◆ GIVEN INSTRUCTION:
Leave out the pictures; transcribe all else exactly.

◆ DATASET EXCERPT:
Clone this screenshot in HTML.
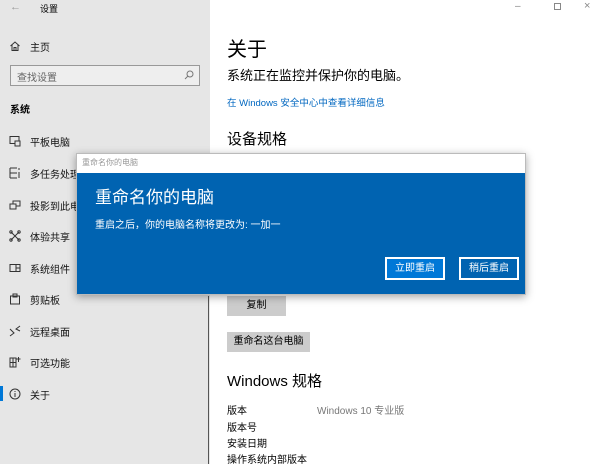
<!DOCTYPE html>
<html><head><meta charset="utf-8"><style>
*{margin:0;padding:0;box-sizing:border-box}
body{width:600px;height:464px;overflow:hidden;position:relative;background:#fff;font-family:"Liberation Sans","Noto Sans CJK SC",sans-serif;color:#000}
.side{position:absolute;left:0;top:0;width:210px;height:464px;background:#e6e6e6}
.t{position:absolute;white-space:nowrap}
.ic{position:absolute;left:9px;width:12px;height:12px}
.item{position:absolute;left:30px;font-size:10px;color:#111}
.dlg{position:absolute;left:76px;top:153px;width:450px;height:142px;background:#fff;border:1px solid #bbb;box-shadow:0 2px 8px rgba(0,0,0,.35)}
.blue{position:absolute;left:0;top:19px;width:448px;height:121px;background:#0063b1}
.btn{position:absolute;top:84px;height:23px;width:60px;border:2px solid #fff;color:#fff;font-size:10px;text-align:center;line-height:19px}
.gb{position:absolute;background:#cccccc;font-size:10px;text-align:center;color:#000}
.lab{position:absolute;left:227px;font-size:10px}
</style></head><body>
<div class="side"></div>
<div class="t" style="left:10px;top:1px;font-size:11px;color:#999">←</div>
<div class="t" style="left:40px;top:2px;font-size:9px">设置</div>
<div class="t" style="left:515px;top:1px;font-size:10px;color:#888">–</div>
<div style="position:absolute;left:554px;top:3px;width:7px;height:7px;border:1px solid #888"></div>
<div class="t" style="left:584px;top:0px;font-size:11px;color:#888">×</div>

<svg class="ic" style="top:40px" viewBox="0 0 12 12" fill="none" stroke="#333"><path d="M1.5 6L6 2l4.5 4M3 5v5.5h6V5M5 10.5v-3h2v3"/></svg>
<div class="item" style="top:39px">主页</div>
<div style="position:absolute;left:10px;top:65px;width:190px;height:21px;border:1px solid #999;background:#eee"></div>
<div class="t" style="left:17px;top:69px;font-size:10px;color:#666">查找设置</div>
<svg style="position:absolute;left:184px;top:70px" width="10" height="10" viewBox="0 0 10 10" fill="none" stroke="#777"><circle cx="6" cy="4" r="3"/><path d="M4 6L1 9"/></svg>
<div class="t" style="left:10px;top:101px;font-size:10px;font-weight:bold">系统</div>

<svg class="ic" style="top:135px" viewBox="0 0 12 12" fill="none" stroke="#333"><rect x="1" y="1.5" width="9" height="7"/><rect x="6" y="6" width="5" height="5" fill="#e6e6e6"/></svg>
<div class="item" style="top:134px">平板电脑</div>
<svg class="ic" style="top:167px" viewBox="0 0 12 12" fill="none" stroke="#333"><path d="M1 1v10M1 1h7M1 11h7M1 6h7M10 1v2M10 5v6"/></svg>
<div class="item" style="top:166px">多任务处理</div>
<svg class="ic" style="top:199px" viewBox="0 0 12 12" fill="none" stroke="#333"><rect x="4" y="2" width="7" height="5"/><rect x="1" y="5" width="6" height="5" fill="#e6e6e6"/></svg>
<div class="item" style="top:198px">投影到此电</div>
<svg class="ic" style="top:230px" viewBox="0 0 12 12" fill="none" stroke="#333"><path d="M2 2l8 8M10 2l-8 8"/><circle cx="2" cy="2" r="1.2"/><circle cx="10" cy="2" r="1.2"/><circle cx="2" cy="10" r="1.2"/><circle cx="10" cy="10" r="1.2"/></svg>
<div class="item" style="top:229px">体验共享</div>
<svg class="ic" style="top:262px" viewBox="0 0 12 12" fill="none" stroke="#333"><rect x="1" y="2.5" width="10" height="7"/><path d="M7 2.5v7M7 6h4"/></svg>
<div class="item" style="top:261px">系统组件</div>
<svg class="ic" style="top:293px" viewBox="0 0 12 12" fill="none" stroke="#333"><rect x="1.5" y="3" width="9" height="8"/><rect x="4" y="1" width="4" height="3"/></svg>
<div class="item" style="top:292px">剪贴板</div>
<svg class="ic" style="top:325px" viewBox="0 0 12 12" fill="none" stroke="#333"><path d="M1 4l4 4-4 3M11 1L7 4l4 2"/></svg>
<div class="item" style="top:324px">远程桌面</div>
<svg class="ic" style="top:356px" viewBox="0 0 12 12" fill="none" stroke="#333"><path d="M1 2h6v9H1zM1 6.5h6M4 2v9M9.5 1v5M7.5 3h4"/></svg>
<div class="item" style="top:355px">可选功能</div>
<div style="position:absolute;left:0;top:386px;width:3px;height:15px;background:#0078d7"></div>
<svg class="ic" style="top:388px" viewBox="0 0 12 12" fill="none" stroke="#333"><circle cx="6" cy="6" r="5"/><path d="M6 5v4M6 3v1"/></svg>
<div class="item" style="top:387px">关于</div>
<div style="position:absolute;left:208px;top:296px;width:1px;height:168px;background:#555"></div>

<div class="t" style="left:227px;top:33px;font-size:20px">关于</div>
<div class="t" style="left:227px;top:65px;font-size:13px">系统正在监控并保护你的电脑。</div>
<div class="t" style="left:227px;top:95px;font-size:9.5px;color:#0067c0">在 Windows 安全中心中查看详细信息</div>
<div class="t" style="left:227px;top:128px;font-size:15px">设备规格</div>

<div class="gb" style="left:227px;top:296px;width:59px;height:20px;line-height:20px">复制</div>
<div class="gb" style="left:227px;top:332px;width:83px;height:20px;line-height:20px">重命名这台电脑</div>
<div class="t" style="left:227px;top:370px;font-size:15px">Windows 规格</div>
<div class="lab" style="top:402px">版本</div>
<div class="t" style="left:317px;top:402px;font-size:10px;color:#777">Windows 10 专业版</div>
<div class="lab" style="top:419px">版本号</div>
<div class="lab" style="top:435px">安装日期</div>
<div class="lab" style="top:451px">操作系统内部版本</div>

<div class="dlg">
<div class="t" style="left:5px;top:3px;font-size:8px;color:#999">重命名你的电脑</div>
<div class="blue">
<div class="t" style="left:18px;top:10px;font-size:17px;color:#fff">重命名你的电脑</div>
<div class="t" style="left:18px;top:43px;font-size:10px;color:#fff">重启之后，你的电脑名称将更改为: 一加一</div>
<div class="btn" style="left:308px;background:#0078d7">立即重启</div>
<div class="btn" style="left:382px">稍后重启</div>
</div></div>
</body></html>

◆ IN RESPONSE:
Clone this screenshot in HTML.
<!DOCTYPE html>
<html><head><meta charset="utf-8"><style>
*{margin:0;padding:0;box-sizing:border-box}
body{width:600px;height:464px;overflow:hidden;position:relative;background:#fff;font-family:"Liberation Sans","Noto Sans CJK SC",sans-serif;color:#000}
.side{position:absolute;left:0;top:0;width:210px;height:464px;background:#e6e6e6}
.t{position:absolute;white-space:nowrap}
.ic{position:absolute;left:9px;width:12px;height:12px}
.item{position:absolute;left:30px;font-size:10px;color:#111}
.dlg{position:absolute;left:76px;top:153px;width:450px;height:142px;background:#fff;border:1px solid #bbb;box-shadow:0 2px 8px rgba(0,0,0,.35)}
.blue{position:absolute;left:0;top:19px;width:448px;height:121px;background:#0063b1}
.btn{position:absolute;top:84px;height:23px;width:60px;border:2px solid #fff;color:#fff;font-size:10px;text-align:center;line-height:19px}
.gb{position:absolute;background:#cccccc;font-size:10px;text-align:center;color:#000}
.lab{position:absolute;left:227px;font-size:10px}
</style></head><body>
<div class="side"></div>
<div class="t" style="left:10px;top:1px;font-size:11px;color:#999">←</div>
<div class="t" style="left:40px;top:2px;font-size:9px">设置</div>
<div class="t" style="left:515px;top:1px;font-size:10px;color:#888">–</div>
<div style="position:absolute;left:554px;top:3px;width:7px;height:7px;border:1px solid #888"></div>
<div class="t" style="left:584px;top:0px;font-size:11px;color:#888">×</div>

<svg class="ic" style="top:40px" viewBox="0 0 12 12" fill="none" stroke="#333"><path d="M1.5 6L6 2l4.5 4M3 5v5.5h6V5M5 10.5v-3h2v3"/></svg>
<div class="item" style="top:39px">主页</div>
<div style="position:absolute;left:10px;top:65px;width:190px;height:21px;border:1px solid #999;background:#eee"></div>
<div class="t" style="left:17px;top:69px;font-size:10px;color:#666">查找设置</div>
<svg style="position:absolute;left:184px;top:70px" width="10" height="10" viewBox="0 0 10 10" fill="none" stroke="#777"><circle cx="6" cy="4" r="3"/><path d="M4 6L1 9"/></svg>
<div class="t" style="left:10px;top:101px;font-size:10px;font-weight:bold">系统</div>

<svg class="ic" style="top:135px" viewBox="0 0 12 12" fill="none" stroke="#333"><rect x="1" y="1.5" width="9" height="7"/><rect x="6" y="6" width="5" height="5" fill="#e6e6e6"/></svg>
<div class="item" style="top:134px">平板电脑</div>
<svg class="ic" style="top:167px" viewBox="0 0 12 12" fill="none" stroke="#333"><path d="M1 1v10M1 1h7M1 11h7M1 6h7M10 1v2M10 5v6"/></svg>
<div class="item" style="top:166px">多任务处理</div>
<svg class="ic" style="top:199px" viewBox="0 0 12 12" fill="none" stroke="#333"><rect x="4" y="2" width="7" height="5"/><rect x="1" y="5" width="6" height="5" fill="#e6e6e6"/></svg>
<div class="item" style="top:198px">投影到此电</div>
<svg class="ic" style="top:230px" viewBox="0 0 12 12" fill="none" stroke="#333"><path d="M2 2l8 8M10 2l-8 8"/><circle cx="2" cy="2" r="1.2"/><circle cx="10" cy="2" r="1.2"/><circle cx="2" cy="10" r="1.2"/><circle cx="10" cy="10" r="1.2"/></svg>
<div class="item" style="top:229px">体验共享</div>
<svg class="ic" style="top:262px" viewBox="0 0 12 12" fill="none" stroke="#333"><rect x="1" y="2.5" width="10" height="7"/><path d="M7 2.5v7M7 6h4"/></svg>
<div class="item" style="top:261px">系统组件</div>
<svg class="ic" style="top:293px" viewBox="0 0 12 12" fill="none" stroke="#333"><rect x="1.5" y="3" width="9" height="8"/><rect x="4" y="1" width="4" height="3"/></svg>
<div class="item" style="top:292px">剪贴板</div>
<svg class="ic" style="top:325px" viewBox="0 0 12 12" fill="none" stroke="#333"><path d="M1 4l4 4-4 3M11 1L7 4l4 2"/></svg>
<div class="item" style="top:324px">远程桌面</div>
<svg class="ic" style="top:356px" viewBox="0 0 12 12" fill="none" stroke="#333"><path d="M1 2h6v9H1zM1 6.5h6M4 2v9M9.5 1v5M7.5 3h4"/></svg>
<div class="item" style="top:355px">可选功能</div>
<div style="position:absolute;left:0;top:386px;width:3px;height:15px;background:#0078d7"></div>
<svg class="ic" style="top:388px" viewBox="0 0 12 12" fill="none" stroke="#333"><circle cx="6" cy="6" r="5"/><path d="M6 5v4M6 3v1"/></svg>
<div class="item" style="top:387px">关于</div>
<div style="position:absolute;left:208px;top:296px;width:1px;height:168px;background:#555"></div>

<div class="t" style="left:227px;top:33px;font-size:20px">关于</div>
<div class="t" style="left:227px;top:65px;font-size:13px">系统正在监控并保护你的电脑。</div>
<div class="t" style="left:227px;top:95px;font-size:9.5px;color:#0067c0">在 Windows 安全中心中查看详细信息</div>
<div class="t" style="left:227px;top:128px;font-size:15px">设备规格</div>

<div class="gb" style="left:227px;top:296px;width:59px;height:20px;line-height:20px">复制</div>
<div class="gb" style="left:227px;top:332px;width:83px;height:20px;line-height:20px">重命名这台电脑</div>
<div class="t" style="left:227px;top:370px;font-size:15px">Windows 规格</div>
<div class="lab" style="top:402px">版本</div>
<div class="t" style="left:317px;top:402px;font-size:10px;color:#777">Windows 10 专业版</div>
<div class="lab" style="top:419px">版本号</div>
<div class="lab" style="top:435px">安装日期</div>
<div class="lab" style="top:451px">操作系统内部版本</div>

<div class="dlg">
<div class="t" style="left:5px;top:3px;font-size:8px;color:#999">重命名你的电脑</div>
<div class="blue">
<div class="t" style="left:18px;top:10px;font-size:17px;color:#fff">重命名你的电脑</div>
<div class="t" style="left:18px;top:43px;font-size:10px;color:#fff">重启之后，你的电脑名称将更改为: 一加一</div>
<div class="btn" style="left:308px;background:#0078d7">立即重启</div>
<div class="btn" style="left:382px">稍后重启</div>
</div></div>
</body></html>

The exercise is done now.